開催中の東京モーターショーでは、日産やホンダなどがEV(電気自動車)の新型車を披露しています。エンジン技術にこだわるマツダも、ついに量産EVの投入に踏み切りました。
※「MX-30」とマツダ社長の丸本明氏
マツダは、東京モーターショーで同社初となる独自開発の量産EV「MX‐30」を世界初公開しました。5人乗りの小型SUVタイプで、一回の充電で走行可能な航続距離は、約200キロメートルです。
CO2規制が強化される欧州を皮切りに、20年に市場投入します。
とことん内燃機関にこだわってきたマツダが量産EVを発表したことで、いよいよマツダもEVの流れにあらがえなかったのか、という声が聞こえてきそうですが、そう単純な話ではないようです。
量産EVは「マルチソリューションの選択肢の一つ」と、マツダ社長の丸本明氏は、23日の東京モーターショーのプレスブリーフィングで明言しました。
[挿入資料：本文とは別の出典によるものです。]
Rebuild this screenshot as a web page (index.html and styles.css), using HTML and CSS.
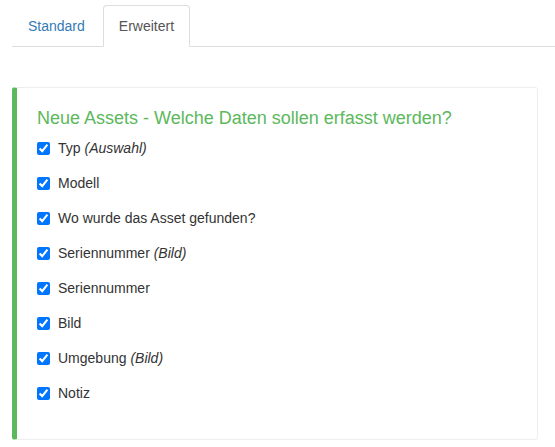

マツダがあくまでもEVを選択肢の一つとしているのは、必ずしもEVだけが地球環境保護の最適解ではないと考えているからです。
実際、EVは走行時にはCO2を排出しませんが、石油の採掘から発電、走行までを含めて考えた場合、CO2排出量はエンジン車よりも多くなるのではないかという考え方が根底にあります。
また、将来的にはEVが次世代環境車の本命といわれているものの、電池などのコスト負担が重く、自動車メーカー各社は赤字覚悟でEVを生産しているのが現状なんですね。
したがって、欧州などでの環境規制に対応するため、今回、マツダはEVを投入しますが、内燃機関の効率改善に力を入れていく、これまでの路線は変わりません。
まだまだ課題の多いEVは、普及に向けた技術革新が必要です。そこで、マツダ、トヨタ、デンソーは、EVの共同技術開発を進めるため、2017年10月、「EV C.A.Spirit」を設立しました。
「MX‐30」は、EV C. A. Spiritの設立以前から開発が進められていました。したがって、「MX‐30」は、マツダがすべてを独自で手掛けたEVです。
EV C. A. Spiritの技術を使ったEVは、その次のモデルからになります。